Maduro vs. Guaido

We published two articles last year on the Venezuelan crypto situation. President Nicolas Maduro first mentioned the idea of a Venezuelan cryptocurrency backed by oil at the end of 2017. In January 2018, the first 100 million coins of Petro were ordered. Maduro took over presidency when Hugo Chavez, who was in power since 1999, died in 2013. According to data published in the Guardian, Chavez managed to cut unemployment from 14.5 percent to 7.6 percent, double the GDP, and reduce extreme poverty by almost 60 percent in 10 years. That’s where Maduro had to take over. By the end of 2013, the country’s inflation rate went up from 21 percent (in 2012) to 43.5 percent. And the years following 2013 did not bring any improvement. That’s when Maduro came up with his plan to launch the country’s cryptocurrency.

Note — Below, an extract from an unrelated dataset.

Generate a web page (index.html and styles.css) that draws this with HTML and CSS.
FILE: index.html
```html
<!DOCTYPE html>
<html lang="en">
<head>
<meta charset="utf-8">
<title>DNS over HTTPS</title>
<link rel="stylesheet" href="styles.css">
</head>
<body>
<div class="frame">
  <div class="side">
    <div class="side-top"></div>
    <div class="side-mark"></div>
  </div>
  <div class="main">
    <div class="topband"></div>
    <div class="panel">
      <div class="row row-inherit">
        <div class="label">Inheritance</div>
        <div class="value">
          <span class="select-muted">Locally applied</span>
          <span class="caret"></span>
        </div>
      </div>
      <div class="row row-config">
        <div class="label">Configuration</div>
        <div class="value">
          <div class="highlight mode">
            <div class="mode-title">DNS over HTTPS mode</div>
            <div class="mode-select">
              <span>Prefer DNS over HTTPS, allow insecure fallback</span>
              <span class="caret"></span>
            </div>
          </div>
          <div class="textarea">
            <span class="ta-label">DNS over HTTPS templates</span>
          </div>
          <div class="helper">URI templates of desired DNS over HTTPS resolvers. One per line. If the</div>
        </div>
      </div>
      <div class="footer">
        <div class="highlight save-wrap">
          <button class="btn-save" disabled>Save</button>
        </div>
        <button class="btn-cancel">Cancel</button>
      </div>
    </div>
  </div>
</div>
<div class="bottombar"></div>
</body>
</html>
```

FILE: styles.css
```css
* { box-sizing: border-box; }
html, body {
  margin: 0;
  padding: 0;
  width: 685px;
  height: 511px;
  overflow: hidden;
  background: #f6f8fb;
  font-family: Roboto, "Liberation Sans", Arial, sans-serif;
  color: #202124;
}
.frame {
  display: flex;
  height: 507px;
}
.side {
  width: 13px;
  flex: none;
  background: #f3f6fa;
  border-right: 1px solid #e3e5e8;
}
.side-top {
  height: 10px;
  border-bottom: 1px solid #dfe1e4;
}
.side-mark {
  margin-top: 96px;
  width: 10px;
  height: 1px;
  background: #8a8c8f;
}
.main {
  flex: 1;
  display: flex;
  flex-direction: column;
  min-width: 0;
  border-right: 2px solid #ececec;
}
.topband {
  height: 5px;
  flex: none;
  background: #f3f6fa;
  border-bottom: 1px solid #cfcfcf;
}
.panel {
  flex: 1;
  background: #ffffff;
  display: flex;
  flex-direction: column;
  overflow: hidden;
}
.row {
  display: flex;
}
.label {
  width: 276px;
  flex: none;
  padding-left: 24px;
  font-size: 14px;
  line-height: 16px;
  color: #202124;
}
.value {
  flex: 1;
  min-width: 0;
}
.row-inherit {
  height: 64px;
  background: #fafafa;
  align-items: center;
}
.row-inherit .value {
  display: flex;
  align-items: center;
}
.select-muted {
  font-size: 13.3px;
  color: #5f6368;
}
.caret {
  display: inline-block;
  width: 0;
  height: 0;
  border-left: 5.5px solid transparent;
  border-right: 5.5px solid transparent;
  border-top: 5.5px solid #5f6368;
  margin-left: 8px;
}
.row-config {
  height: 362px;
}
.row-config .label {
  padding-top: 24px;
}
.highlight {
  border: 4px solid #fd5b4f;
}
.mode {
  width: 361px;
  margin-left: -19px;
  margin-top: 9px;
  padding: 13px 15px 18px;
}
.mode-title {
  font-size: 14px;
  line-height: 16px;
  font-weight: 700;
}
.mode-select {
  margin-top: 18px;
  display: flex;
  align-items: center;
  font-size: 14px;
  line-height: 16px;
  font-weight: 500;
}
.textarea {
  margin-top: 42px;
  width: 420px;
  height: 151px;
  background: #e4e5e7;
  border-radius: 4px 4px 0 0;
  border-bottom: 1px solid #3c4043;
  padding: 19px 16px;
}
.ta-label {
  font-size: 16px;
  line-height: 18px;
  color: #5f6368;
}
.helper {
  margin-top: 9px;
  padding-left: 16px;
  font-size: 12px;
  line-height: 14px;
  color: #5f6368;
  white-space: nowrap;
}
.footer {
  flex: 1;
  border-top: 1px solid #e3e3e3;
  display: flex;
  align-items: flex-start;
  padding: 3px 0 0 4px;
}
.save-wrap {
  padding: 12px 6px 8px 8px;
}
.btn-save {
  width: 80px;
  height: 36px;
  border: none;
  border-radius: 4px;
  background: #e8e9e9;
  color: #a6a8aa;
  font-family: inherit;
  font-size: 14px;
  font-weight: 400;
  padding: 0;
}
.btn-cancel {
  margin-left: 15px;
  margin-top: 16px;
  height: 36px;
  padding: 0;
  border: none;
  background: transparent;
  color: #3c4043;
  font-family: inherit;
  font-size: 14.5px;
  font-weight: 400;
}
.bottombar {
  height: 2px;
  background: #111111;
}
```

As Cointelegraph expands on it: „… the oil-rich country was reportedly going to present the Petro to the Organization of Petroleum Exporting Countries (OPEC) in 2019, as a unit of account. Maduro even offered the Petro to Russia’s Vladimir Putin. Nonetheless, Moscow, which had always been supportive of Venezuela’s domestic policies both by diplomacy and investments, refused to accept the Petro as a unit of account.”

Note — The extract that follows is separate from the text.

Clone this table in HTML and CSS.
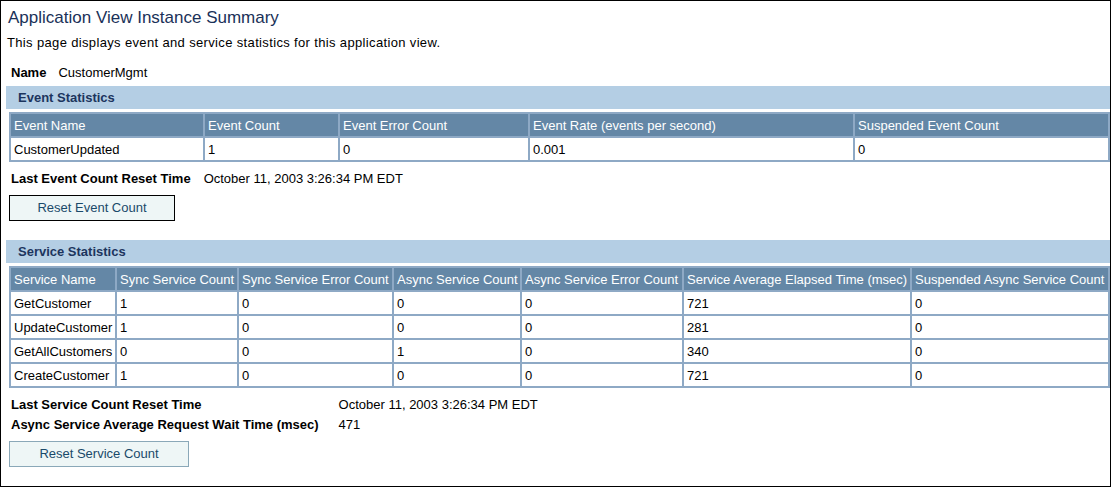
FILE: index.html
```html
<!DOCTYPE html>
<html lang="en">
<head>
<meta charset="utf-8">
<title>Application View Instance Summary</title>
<link rel="stylesheet" href="styles.css">
</head>
<body>
<div class="frame">
  <h1 class="title">Application View Instance Summary</h1>
  <p class="intro">This page displays event and service statistics for this application view.</p>
  <div class="meta name-row">
    <span class="label">Name</span><span class="value">CustomerMgmt</span>
  </div>

  <div class="band">Event Statistics</div>
  <table class="stats">
    <colgroup>
      <col class="c-ev-name"><col class="c-ev-count"><col class="c-ev-err"><col class="c-ev-rate"><col>
    </colgroup>
    <thead>
      <tr><th>Event Name</th><th>Event Count</th><th>Event Error Count</th><th>Event Rate (events per second)</th><th>Suspended Event Count</th></tr>
    </thead>
    <tbody>
      <tr><td>CustomerUpdated</td><td>1</td><td>0</td><td>0.001</td><td>0</td></tr>
    </tbody>
  </table>
  <div class="meta ev-meta">
    <span class="label">Last Event Count Reset Time</span><span class="value">October 11, 2003 3:26:34 PM EDT</span>
  </div>
  <button class="btn btn-default" type="button">Reset Event Count</button>

  <div class="band band-2">Service Statistics</div>
  <table class="stats">
    <colgroup>
      <col class="c-sv-name"><col class="c-sv-sync"><col class="c-sv-syncerr"><col class="c-sv-async"><col class="c-sv-asyncerr"><col class="c-sv-avg"><col>
    </colgroup>
    <thead>
      <tr><th>Service Name</th><th>Sync Service Count</th><th>Sync Service Error Count</th><th>Async Service Count</th><th>Async Service Error Count</th><th>Service Average Elapsed Time (msec)</th><th>Suspended Async Service Count</th></tr>
    </thead>
    <tbody>
      <tr><td>GetCustomer</td><td>1</td><td>0</td><td>0</td><td>0</td><td>721</td><td>0</td></tr>
      <tr><td>UpdateCustomer</td><td>1</td><td>0</td><td>0</td><td>0</td><td>281</td><td>0</td></tr>
      <tr><td>GetAllCustomers</td><td>0</td><td>0</td><td>1</td><td>0</td><td>340</td><td>0</td></tr>
      <tr><td>CreateCustomer</td><td>1</td><td>0</td><td>0</td><td>0</td><td>721</td><td>0</td></tr>
    </tbody>
  </table>
  <div class="meta sv-meta">
    <span class="label">Last Service Count Reset Time</span><span class="value">October 11, 2003 3:26:34 PM EDT</span>
    <span class="label">Async Service Average Request Wait Time (msec)</span><span class="value">471</span>
  </div>
  <button class="btn btn-plain" type="button">Reset Service Count</button>
</div>
</body>
</html>
```
FILE: styles.css
```css
* { box-sizing: border-box; }
html, body { margin: 0; padding: 0; background: #fff; }
body {
  font-family: "Liberation Sans", Arial, sans-serif;
  font-size: 13px;
  color: #000;
}
.frame {
  width: 1111px;
  height: 487px;
  border: 1px solid #000;
  padding: 7px 0 0 5px;
  display: flex;
  flex-direction: column;
  align-items: flex-start;
}
.title {
  margin: 0;
  padding-left: 2px;
  font-size: 17px;
  line-height: 20px;
  font-weight: normal;
  color: #1a3158;
}
.intro {
  margin: 5px 0 0;
  padding-left: 1px;
  line-height: 20px;
  font-size: 13px;
  letter-spacing: 0.35px;
}
.meta {
  display: grid;
  grid-template-columns: auto auto;
  column-gap: 13px;
  padding-left: 5px;
  line-height: 20px;
  font-size: 13px;
}
.meta .label { font-weight: bold; }
.name-row { margin-top: 10px; column-gap: 12px; }
.band {
  align-self: stretch;
  margin-top: 3px;
  height: 23px;
  line-height: 23px;
  padding-left: 12px;
  background: #b4cee4;
  color: #1c355e;
  font-weight: bold;
  font-size: 13px;
}
.band-2 { margin-top: 19px; }
.stats {
  margin: 3px 0 0 3px;
  width: 1101px;
  table-layout: fixed;
  border-collapse: separate;
  border-spacing: 2px;
  background: #8ea9c5;
}
.stats th, .stats td {
  height: 22px;
  padding: 0 3px;
  text-align: left;
  font-weight: normal;
  white-space: nowrap;
  overflow: hidden;
  font-size: 13px;
}
.stats th { background: #6487a6; color: #fff; }
.stats td { background: #fff; color: #000; }
.c-ev-name { width: 192px; }
.c-ev-count { width: 133px; }
.c-ev-err { width: 188px; }
.c-ev-rate { width: 323px; }
.c-sv-name { width: 104px; }
.c-sv-sync { width: 120px; }
.c-sv-syncerr { width: 153px; }
.c-sv-async { width: 126px; }
.c-sv-asyncerr { width: 160px; }
.c-sv-avg { width: 226px; }
.ev-meta { margin-top: 7px; }
.sv-meta { margin-top: 7px; column-gap: 20px; }
.btn {
  margin: 6px 0 0 3px;
  height: 26px;
  background: #eef6f6;
  color: #1a4a6a;
  font-family: "Liberation Sans", Arial, sans-serif;
  font-size: 13px;
  padding: 0 0 2px;
  border-radius: 0;
}
.btn-default { width: 166px; border: 1px solid #000; }
.btn-plain { width: 180px; border: 1px solid #8aa8b8; }
```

Maduro remained optimistic but experts were rather pessimistic. Reuter's report states that Petro was not traded on any major crypto exchanges, and there were serious doubts that Petro was actually backed by oil.

By the end of last year, Petro was still not launched on any exchanges, and Venezuela’s allies didn’t accept it, either as a unit of account.

According to the Venezuelan opposition, by 2018, Venezuela had ended up being in the „top 3” countries with the highest inflation in history.

On January 10, the crypto enthusiast Maduro was sworn in for his second term. However, at the same time, Juan Guaido, the leader of the opposition, proclaimed himself the Venezuelan president, too. He immediately received U.S. President Trump’s support and many other countries, too, among them Canada, Mexico and almost all Latin American countries and the United Kingdom. While Russia and China accuse Guaido of an attempted coup.

The 35-year-old Guaido is a crypto enthusiast himself, too. Many articles mention his tweet dating back to the dawn of the crypto era, in which he promotes Bitcoin.

So, while the country’s population is divided from the point of view of which president they support, there is only one stable thing at the moment: whoever takes the presidency, Venezuela will be led by a crypto supporting president.